Try executing the recovery again.

| username: 像风一样的男子 | Original post link

That’s really unfortunate. It’s hard to tell which one has the issue. How about backing them up separately and restoring them one by one?

| username: dba远航 | Original post link

The question is which ones have already been restored.

| username: Jellybean | Original post link

Yes, directly drop all the restored database tables. After deletion, you can re-execute BR restore for data recovery.

The local space will be automatically cleaned and released after the system’s GC.

| username: Jellybean | Original post link

If you know which table failed to restore, BR Restore supports restoring data for a specific table. I recall that you just need to add the appropriate filter rules during the restoration process. You can refer to the official documentation for detailed instructions.
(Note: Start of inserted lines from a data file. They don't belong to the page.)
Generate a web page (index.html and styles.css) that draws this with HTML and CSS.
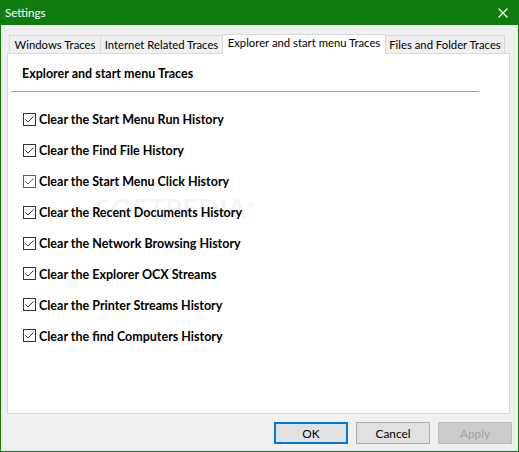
FILE: index.html
```html
<!DOCTYPE html>
<html lang="en">
<head>
<meta charset="utf-8">
<title>Settings</title>
<link rel="stylesheet" href="styles.css">
</head>
<body>
<div class="window">
  <div class="titlebar">
    <span class="title">Settings</span>
    <svg class="close" width="10" height="10" viewBox="0 0 10 10"><path d="M0.5 0.5 L9.5 9.5 M9.5 0.5 L0.5 9.5" stroke="#fff" stroke-width="1.1" fill="none"/></svg>
  </div>
  <div class="body">
    <div class="tabs">
      <div class="tab t1">Windows Traces</div>
      <div class="tab t2">Internet Related Traces</div>
      <div class="tab t3 active">Explorer and start menu Traces</div>
      <div class="tab t4">Files and Folder Traces</div>
    </div>
    <div class="panel">
      <div class="heading">Explorer and start menu Traces</div>
      <div class="sep"></div>
      <ul class="checks">
        <li class="check"><span class="box"><svg width="11" height="11" viewBox="0 0 11 11"><path d="M1.5 5.5 L4 8 L9.5 2.5" stroke="#333" stroke-width="1" fill="none"/></svg></span><span class="label">Clear the Start Menu Run History</span></li>
        <li class="check"><span class="box"><svg width="11" height="11" viewBox="0 0 11 11"><path d="M1.5 5.5 L4 8 L9.5 2.5" stroke="#333" stroke-width="1" fill="none"/></svg></span><span class="label">Clear the Find File History</span></li>
        <li class="check hover"><span class="box"><svg width="11" height="11" viewBox="0 0 11 11"><path d="M1.5 5.5 L4 8 L9.5 2.5" stroke="#0078d7" stroke-width="1" fill="none"/></svg></span><span class="label">Clear the Start Menu Click History</span></li>
        <li class="check"><span class="box"><svg width="11" height="11" viewBox="0 0 11 11"><path d="M1.5 5.5 L4 8 L9.5 2.5" stroke="#333" stroke-width="1" fill="none"/></svg></span><span class="label">Clear the Recent Documents History</span></li>
        <li class="check"><span class="box"><svg width="11" height="11" viewBox="0 0 11 11"><path d="M1.5 5.5 L4 8 L9.5 2.5" stroke="#333" stroke-width="1" fill="none"/></svg></span><span class="label">Clear the Network Browsing History</span></li>
        <li class="check"><span class="box"><svg width="11" height="11" viewBox="0 0 11 11"><path d="M1.5 5.5 L4 8 L9.5 2.5" stroke="#333" stroke-width="1" fill="none"/></svg></span><span class="label">Clear the Explorer OCX Streams</span></li>
        <li class="check"><span class="box"><svg width="11" height="11" viewBox="0 0 11 11"><path d="M1.5 5.5 L4 8 L9.5 2.5" stroke="#333" stroke-width="1" fill="none"/></svg></span><span class="label">Clear the Printer Streams History</span></li>
        <li class="check"><span class="box"><svg width="11" height="11" viewBox="0 0 11 11"><path d="M1.5 5.5 L4 8 L9.5 2.5" stroke="#333" stroke-width="1" fill="none"/></svg></span><span class="label">Clear the find Computers History</span></li>
      </ul>
      <div class="watermark">SOFTPEDIA<sup>®</sup></div>
    </div>
    <div class="footer">
      <button class="btn default">OK</button>
      <button class="btn cancel">Cancel</button>
      <button class="btn disabled" disabled>Apply</button>
    </div>
  </div>
</div>
</body>
</html>
```
FILE: styles.css
```css
* { box-sizing: border-box; }
html, body { margin: 0; padding: 0; }
body {
  font-family: "Lato", "Noto Sans", sans-serif;
  font-size: 11.3px;
  color: #000;
  background: #f0f0f0;
}
.window {
  width: 519px;
  height: 452px;
  border: 1px solid #107c10;
  background: #f0f0f0;
  display: flex;
  flex-direction: column;
}
.titlebar {
  height: 24px;
  background: #107c10;
  display: flex;
  align-items: center;
  justify-content: space-between;
  padding: 0 10px 0 4px;
  color: #fff;
}
.title { font-size: 11.6px; line-height: 16px; }
.close { display: block; }
.body {
  flex: 1;
  display: flex;
  flex-direction: column;
}
.tabs {
  display: flex;
  align-items: flex-end;
  height: 19px;
  margin-top: 9px;
  padding-left: 8px;
}
.tab {
  height: 18px;
  border: 1px solid #d9d9d9;
  border-bottom: none;
  background: #f0f0f0;
  text-align: center;
  line-height: 18px;
  white-space: nowrap;
  margin-left: -1px;
}
.tab.t1 { width: 92px; margin-left: 0; }
.tab.t2 { width: 123px; }
.tab.t3 { width: 164px; }
.tab.t4 { width: 120px; }
.tab.active {
  height: 20px;
  margin-bottom: -1px;
  background: #fff;
  position: relative;
  z-index: 1;
  line-height: 16px;
}
.panel {
  position: relative;
  margin-left: 6px;
  width: 503px;
  height: 361px;
  border: 1px solid #d9d9d9;
  background: #fff;
  padding-top: 12px;
}
.heading {
  font-size: 12.5px;
  font-weight: bold;
  line-height: 16px;
  margin-left: 14px;
}
.sep {
  height: 1px;
  background: #a0a0a0;
  margin: 9px 0 0 3px;
  width: 468px;
}
.checks {
  list-style: none;
  margin: 12px 0 0 15px;
  padding: 0;
}
.check {
  height: 30.9px;
  display: flex;
  align-items: center;
}
.box {
  width: 13px;
  height: 13px;
  border: 1px solid #333;
  margin-right: 3px;
  display: flex;
  align-items: center;
  justify-content: center;
  flex: none;
}
.box svg { display: block; }
.check.hover .box { border-color: #0078d7; }
.label {
  font-size: 12.5px;
  font-weight: bold;
  line-height: 16px;
  position: relative;
  z-index: 1;
  top: 1px;
}
.watermark {
  position: absolute;
  left: 88px;
  top: 138px;
  font-size: 26px;
  font-weight: bold;
  letter-spacing: 1px;
  color: #f4f4f4;
  z-index: 0;
}
.watermark sup { font-size: 8px; }
.footer {
  display: flex;
  justify-content: flex-end;
  gap: 8px;
  padding: 8px 6px 0 0;
}
.btn {
  width: 74px;
  height: 22px;
  font-family: inherit;
  font-size: 11.8px;
  border: 1px solid #adadad;
  background: #e1e1e1;
  color: #000;
  padding: 0;
  margin: 0;
}
.btn.default { border: 2px solid #0078d7; }
.btn.disabled { background: #cccccc; border-color: #bfbfbf; color: #a0a0a0; }
```
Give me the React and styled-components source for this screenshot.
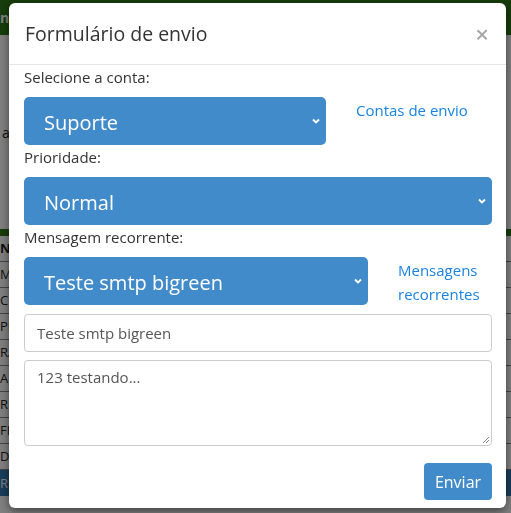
import React from "react";
import styled, { createGlobalStyle } from "styled-components";

const GlobalStyle = createGlobalStyle`
  html, body {
    margin: 0;
    padding: 0;
    width: 511px;
    height: 513px;
    overflow: hidden;
    font-family: "Open Sans", "Noto Sans", sans-serif;
  }
`;

const Page = styled.div`
  width: 511px;
  height: 513px;
  background: #fff;
  display: flex;
  flex-direction: column;
`;
const TopBar = styled.div`
  height: 35px;
  background: #2c7a16;
  color: #fff;
  font-size: 14px;
  line-height: 35px;
  font-weight: 700;
`;
const Gap = styled.div`
  height: ${(p) => p.h}px;
  padding-left: 2px;
  font-size: 14px;
  display: flex;
  align-items: center;
  color: #222;
`;
const GreenLine = styled.div`
  height: 7px;
  background: #2c7a16;
`;
const Row = styled.div`
  height: 25px;
  border-bottom: 1px solid #888;
  font-size: 13px;
  line-height: 25px;
  color: #222;
  font-weight: ${(p) => (p.head ? 700 : 400)};
`;
const BlueRow = styled.div`
  height: 26px;
  background: #337ab7;
  color: #fff;
  font-size: 13px;
  line-height: 26px;
`;

const Backdrop = styled.div`
  position: fixed;
  inset: 0;
  background: rgba(0, 0, 0, 0.5);
`;

const Modal = styled.div`
  position: fixed;
  left: 9px;
  top: 3px;
  width: 497px;
  height: 505px;
  box-sizing: border-box;
  background: #fff;
  border-radius: 6px;
  box-shadow: 0 3px 9px rgba(0, 0, 0, 0.5);
  display: flex;
  flex-direction: column;
`;
const Header = styled.div`
  height: 62px;
  box-sizing: border-box;
  border-bottom: 1px solid #e5e5e5;
  padding: 0 16px;
  display: flex;
  align-items: center;
  justify-content: space-between;
`;
const Title = styled.h4`
  margin: 0;
  font-size: 19.5px;
  font-weight: 400;
  color: #333;
`;
const Close = styled.span`
  font-size: 24px;
  font-weight: 600;
  color: #a8a8a8;
  margin-right: 1px;
`;
const Body = styled.div`
  padding: 0 14px 0 15px;
  display: flex;
  flex-direction: column;
`;
const Label = styled.label`
  font-size: 15px;
  line-height: 24px;
  margin-bottom: 8px;
  color: #333;
`;
const SelectRow = styled.div`
  display: flex;
  align-items: flex-start;
`;
const Select = styled.div`
  width: ${(p) => (p.w ? `${p.w}px` : "100%")};
  height: 48px;
  box-sizing: border-box;
  background: #428bca;
  border-radius: 5px;
  color: #fff;
  font-size: 20px;
  padding: 3px 5px 0 20px;
  display: flex;
  align-items: center;
  justify-content: space-between;
  flex-shrink: 0;
`;
const Chevron = () => (
  <svg width="10" height="8" viewBox="0 0 10 8" style={{ marginTop: -3 }}>
    <path d="M2 2.5 L5 5.5 L8 2.5" stroke="#fff" strokeWidth="1.8" fill="none" />
  </svg>
);
const SideLink = styled.a`
  padding-left: 30px;
  padding-top: 1px;
  font-size: 15px;
  line-height: 24px;
  color: #1a82e2;
  text-decoration: none;
`;
const Input = styled.div`
  margin-top: 8px;
  height: 38px;
  box-sizing: border-box;
  border: 1px solid #ccc;
  border-radius: 4px;
  padding: 0 12px;
  display: flex;
  align-items: center;
  font-size: 15px;
  color: #555;
`;
const TextArea = styled.div`
  position: relative;
  margin-top: 8px;
  height: 86px;
  box-sizing: border-box;
  border: 1px solid #ccc;
  border-radius: 4px;
  padding: 6px 12px;
  font-size: 15px;
  color: #555;
`;
const Grip = styled.svg`
  position: absolute;
  right: 1px;
  bottom: 1px;
`;
const Footer = styled.div`
  padding: 17px 14px 0 15px;
  display: flex;
  justify-content: flex-end;
`;
const Button = styled.button`
  width: 68px;
  height: 37px;
  border: none;
  border-radius: 4px;
  background: #428bca;
  color: #fff;
  font-family: inherit;
  font-size: 16px;
`;

const App = () => {
  const rows = ["M", "C", "PE", "RA", "AL", "RE", "FR", "DA"];
  return (
    <>
      <GlobalStyle />
      <Page>
        <TopBar>n</TopBar>
        <Gap h={194}>a</Gap>
        <GreenLine />
        <Row head>N</Row>
        {rows.map((r) => (
          <Row key={r}>{r}</Row>
        ))}
        <BlueRow>RI</BlueRow>
      </Page>
      <Backdrop />
      <Modal>
        <Header>
          <Title>Formulário de envio</Title>
          <Close>×</Close>
        </Header>
        <Body>
          <Label>Selecione a conta:</Label>
          <SelectRow>
            <Select w={302}>
              <span>Suporte</span>
              <Chevron />
            </Select>
            <SideLink href="#">Contas de envio</SideLink>
          </SelectRow>
          <Label>Prioridade:</Label>
          <Select>
            <span>Normal</span>
            <Chevron />
          </Select>
          <Label>Mensagem recorrente:</Label>
          <SelectRow>
            <Select w={344}>
              <span>Teste smtp bigreen</span>
              <Chevron />
            </Select>
            <SideLink href="#">Mensagens recorrentes</SideLink>
          </SelectRow>
          <Input>Teste smtp bigreen</Input>
          <TextArea>
            123 testando...
            <Grip width="10" height="10" viewBox="0 0 10 10">
              <path d="M9 3 L3 9 M9 6 L6 9" stroke="#888" strokeWidth="1" />
            </Grip>
          </TextArea>
        </Body>
        <Footer>
          <Button>Enviar</Button>
        </Footer>
      </Modal>
    </>
  );
};

export default App;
| username: Kongdom | Original post link

First, deleting the database allows you to perform a recovery again.

Then, if you want to improve the recovery speed, you can refer to

| username: 随缘天空 | Original post link

BR is not a full restore? Can’t you just delete the original data and start over?

| username: 舞动梦灵 | Original post link

Which table failed to restore? How can I check this and where can I find relevant information? It only gives a “fail” message, and I don’t know if it’s a table, a region, or a local file. I want to restore just this one, since there are so many, and only one failed.

| username: 舞动梦灵 | Original post link

It prompted an error, and the official documentation says it’s because the performance is too low, so reduce the speed. :joy:

| username: Jellybean | Original post link

Check the failed information to see if there is any schema-related information.

| username: 舞动梦灵 | Original post link

The information I posted is all there is. I can’t see any related information.

| username: 烂番薯0 | Original post link

Drop it?

| username: Kongdom | Original post link

:thinking: If the hardware performance is not up to standard, you can only try reducing the speed~

| username: 舞动梦灵 | Original post link

Is reducing the speed --retelimit? I saw this in the official documentation. I have already set it to --ratelimit 70 to limit it to 70m/s, but why do I still see the TiKV server write speed exceeding 100?

| username: Kongdom | Original post link

Check the spelling, and also, is TiKV a dedicated server? The rate limit here should be for each TiKV node, not for the entire TiKV or the server it resides on.

The --ratelimit option limits the speed at which each TiKV executes recovery tasks (in MiB/s).